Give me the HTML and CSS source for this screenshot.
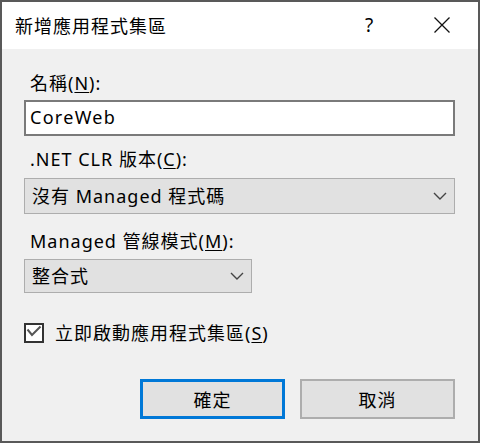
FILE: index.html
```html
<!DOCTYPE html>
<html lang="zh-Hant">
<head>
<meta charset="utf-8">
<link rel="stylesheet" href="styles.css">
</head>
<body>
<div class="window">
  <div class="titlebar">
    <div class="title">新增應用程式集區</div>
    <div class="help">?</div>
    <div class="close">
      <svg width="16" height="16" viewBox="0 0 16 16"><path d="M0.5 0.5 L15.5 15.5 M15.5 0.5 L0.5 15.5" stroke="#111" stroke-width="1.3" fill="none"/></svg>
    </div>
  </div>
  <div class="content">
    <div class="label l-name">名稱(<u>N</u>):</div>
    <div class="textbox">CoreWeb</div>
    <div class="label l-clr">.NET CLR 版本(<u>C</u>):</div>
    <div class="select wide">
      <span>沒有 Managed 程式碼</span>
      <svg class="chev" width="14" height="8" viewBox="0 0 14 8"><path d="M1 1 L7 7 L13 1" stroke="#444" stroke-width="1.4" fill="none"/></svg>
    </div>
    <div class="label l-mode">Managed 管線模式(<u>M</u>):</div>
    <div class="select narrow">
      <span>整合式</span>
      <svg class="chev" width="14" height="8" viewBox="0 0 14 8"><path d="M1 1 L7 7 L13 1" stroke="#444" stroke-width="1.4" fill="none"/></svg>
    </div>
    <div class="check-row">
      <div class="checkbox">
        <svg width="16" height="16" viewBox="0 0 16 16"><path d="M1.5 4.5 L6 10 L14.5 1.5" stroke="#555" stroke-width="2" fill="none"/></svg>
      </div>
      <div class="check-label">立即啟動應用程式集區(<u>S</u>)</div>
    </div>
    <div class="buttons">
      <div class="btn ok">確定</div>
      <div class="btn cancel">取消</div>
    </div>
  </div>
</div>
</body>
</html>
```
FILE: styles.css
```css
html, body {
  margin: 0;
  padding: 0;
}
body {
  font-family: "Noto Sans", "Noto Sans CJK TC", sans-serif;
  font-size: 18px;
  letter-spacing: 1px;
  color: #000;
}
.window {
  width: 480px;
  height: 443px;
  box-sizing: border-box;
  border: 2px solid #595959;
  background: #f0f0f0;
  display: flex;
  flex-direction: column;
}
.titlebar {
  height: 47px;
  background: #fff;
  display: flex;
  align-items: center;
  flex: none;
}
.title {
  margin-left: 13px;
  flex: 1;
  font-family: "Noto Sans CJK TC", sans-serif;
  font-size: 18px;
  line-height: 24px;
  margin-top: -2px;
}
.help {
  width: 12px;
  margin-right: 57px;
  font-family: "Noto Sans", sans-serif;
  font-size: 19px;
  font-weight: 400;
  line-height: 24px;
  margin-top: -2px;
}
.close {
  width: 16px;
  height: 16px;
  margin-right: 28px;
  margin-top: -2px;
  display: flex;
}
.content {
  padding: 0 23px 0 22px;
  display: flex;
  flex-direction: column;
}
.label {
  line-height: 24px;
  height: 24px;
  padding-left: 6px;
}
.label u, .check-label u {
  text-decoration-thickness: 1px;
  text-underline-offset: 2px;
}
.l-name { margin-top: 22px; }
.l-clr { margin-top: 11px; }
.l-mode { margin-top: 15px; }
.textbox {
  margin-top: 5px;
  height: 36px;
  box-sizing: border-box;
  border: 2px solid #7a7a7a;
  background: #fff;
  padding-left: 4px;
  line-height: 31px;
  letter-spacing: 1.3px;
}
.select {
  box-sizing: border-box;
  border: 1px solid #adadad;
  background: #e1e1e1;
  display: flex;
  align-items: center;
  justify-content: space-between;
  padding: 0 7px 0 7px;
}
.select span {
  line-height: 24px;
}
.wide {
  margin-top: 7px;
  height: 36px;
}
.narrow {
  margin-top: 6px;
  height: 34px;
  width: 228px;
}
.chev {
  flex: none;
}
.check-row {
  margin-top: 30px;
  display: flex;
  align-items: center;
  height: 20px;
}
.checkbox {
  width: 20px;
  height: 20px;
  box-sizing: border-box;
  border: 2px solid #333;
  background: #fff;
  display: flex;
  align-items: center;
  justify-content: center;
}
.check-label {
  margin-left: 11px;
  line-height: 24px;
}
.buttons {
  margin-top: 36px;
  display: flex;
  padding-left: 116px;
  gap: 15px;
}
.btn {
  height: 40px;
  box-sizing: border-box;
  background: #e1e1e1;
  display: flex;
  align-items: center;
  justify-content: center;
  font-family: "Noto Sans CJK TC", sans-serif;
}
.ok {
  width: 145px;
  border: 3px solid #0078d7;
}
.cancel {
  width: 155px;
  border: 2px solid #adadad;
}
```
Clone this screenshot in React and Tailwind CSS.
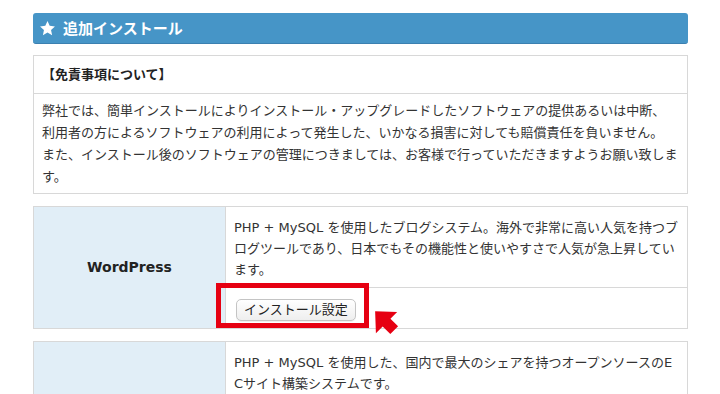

┄┄┄┄┄┄

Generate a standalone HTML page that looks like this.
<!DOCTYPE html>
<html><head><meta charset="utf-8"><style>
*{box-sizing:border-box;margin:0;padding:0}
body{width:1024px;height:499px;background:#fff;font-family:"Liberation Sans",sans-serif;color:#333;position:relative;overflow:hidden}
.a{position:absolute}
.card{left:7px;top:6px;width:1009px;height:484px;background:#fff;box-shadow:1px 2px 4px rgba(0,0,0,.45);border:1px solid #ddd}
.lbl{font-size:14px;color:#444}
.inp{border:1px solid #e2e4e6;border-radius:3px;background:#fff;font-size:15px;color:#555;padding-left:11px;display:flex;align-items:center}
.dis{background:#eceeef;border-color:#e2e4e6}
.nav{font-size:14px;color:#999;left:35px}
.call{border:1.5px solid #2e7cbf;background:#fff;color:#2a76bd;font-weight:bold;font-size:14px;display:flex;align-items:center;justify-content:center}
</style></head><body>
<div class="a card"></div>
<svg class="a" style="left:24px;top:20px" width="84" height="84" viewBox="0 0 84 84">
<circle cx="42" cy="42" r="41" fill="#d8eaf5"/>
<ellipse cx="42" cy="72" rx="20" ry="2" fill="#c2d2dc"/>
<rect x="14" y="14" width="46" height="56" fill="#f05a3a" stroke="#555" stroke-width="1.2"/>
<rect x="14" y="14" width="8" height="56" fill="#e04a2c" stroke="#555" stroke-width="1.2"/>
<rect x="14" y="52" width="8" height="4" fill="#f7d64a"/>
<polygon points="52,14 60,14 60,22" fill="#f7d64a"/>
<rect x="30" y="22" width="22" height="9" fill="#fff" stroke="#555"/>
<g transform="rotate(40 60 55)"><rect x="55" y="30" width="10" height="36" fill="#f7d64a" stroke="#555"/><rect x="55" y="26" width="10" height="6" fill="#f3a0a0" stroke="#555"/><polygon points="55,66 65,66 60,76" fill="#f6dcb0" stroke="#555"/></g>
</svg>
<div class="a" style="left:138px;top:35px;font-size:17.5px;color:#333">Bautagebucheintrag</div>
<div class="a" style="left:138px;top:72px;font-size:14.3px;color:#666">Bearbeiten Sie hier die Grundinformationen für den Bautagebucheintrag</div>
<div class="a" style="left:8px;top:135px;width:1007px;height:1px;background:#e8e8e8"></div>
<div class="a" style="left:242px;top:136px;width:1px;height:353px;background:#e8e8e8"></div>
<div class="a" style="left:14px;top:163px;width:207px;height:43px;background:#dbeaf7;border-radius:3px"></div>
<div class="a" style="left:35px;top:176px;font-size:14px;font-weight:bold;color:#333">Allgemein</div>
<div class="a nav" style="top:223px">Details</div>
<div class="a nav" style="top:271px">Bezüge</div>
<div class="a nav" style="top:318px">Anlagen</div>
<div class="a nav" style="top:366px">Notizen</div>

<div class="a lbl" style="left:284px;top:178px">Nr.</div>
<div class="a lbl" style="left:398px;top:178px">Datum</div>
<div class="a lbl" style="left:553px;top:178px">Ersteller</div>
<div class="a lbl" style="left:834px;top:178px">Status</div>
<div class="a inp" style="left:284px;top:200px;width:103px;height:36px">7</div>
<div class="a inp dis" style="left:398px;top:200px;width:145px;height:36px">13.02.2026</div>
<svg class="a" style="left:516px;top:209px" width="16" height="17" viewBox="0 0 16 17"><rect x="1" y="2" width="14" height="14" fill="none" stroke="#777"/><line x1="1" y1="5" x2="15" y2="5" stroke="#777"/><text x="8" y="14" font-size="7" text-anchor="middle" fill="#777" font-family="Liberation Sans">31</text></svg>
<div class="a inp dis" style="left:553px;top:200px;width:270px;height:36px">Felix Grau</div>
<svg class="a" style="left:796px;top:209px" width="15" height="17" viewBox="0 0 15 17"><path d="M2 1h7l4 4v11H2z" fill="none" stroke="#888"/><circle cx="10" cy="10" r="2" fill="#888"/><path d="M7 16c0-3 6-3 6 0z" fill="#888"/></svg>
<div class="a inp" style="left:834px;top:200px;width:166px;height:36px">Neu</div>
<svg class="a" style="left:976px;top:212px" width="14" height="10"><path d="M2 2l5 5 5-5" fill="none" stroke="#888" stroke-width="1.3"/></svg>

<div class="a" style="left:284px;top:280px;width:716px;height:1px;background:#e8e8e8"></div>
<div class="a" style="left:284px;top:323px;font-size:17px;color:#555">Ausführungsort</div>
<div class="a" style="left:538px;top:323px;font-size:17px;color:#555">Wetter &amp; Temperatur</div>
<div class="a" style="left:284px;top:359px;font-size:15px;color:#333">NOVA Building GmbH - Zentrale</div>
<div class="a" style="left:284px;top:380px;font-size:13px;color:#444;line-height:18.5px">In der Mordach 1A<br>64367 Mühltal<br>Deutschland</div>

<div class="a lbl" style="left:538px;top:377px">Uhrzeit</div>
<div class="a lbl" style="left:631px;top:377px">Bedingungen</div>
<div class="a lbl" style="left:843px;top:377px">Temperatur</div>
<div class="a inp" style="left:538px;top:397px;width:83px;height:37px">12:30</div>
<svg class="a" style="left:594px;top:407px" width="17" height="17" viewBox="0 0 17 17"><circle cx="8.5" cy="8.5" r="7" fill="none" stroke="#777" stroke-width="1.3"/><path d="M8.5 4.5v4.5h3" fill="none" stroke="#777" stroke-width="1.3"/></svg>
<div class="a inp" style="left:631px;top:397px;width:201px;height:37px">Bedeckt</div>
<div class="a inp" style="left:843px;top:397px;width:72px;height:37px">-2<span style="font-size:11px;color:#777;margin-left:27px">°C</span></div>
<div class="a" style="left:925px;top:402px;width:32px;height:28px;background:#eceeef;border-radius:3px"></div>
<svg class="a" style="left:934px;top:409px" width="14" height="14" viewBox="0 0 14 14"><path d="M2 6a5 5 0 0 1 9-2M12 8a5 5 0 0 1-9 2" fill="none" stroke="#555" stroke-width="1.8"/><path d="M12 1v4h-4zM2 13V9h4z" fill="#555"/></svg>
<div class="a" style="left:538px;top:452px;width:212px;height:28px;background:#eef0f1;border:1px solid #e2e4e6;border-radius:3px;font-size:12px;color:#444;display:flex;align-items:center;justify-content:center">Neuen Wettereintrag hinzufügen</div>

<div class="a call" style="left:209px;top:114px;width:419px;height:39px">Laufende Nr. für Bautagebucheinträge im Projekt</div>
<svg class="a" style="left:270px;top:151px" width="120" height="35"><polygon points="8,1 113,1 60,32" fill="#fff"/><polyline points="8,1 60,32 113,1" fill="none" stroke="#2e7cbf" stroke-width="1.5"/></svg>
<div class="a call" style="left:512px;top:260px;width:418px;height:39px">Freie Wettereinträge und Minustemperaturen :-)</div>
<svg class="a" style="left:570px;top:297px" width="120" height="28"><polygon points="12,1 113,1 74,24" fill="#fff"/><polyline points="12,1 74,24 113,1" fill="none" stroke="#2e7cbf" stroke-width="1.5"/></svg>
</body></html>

┄┄┄┄┄┄

**Exercise instructions:** Extract every line from the records above that contains the word "screenshot".

**Result below:**
Give me the HTML and CSS source for this screenshot.
Clone this screenshot in React and Tailwind CSS.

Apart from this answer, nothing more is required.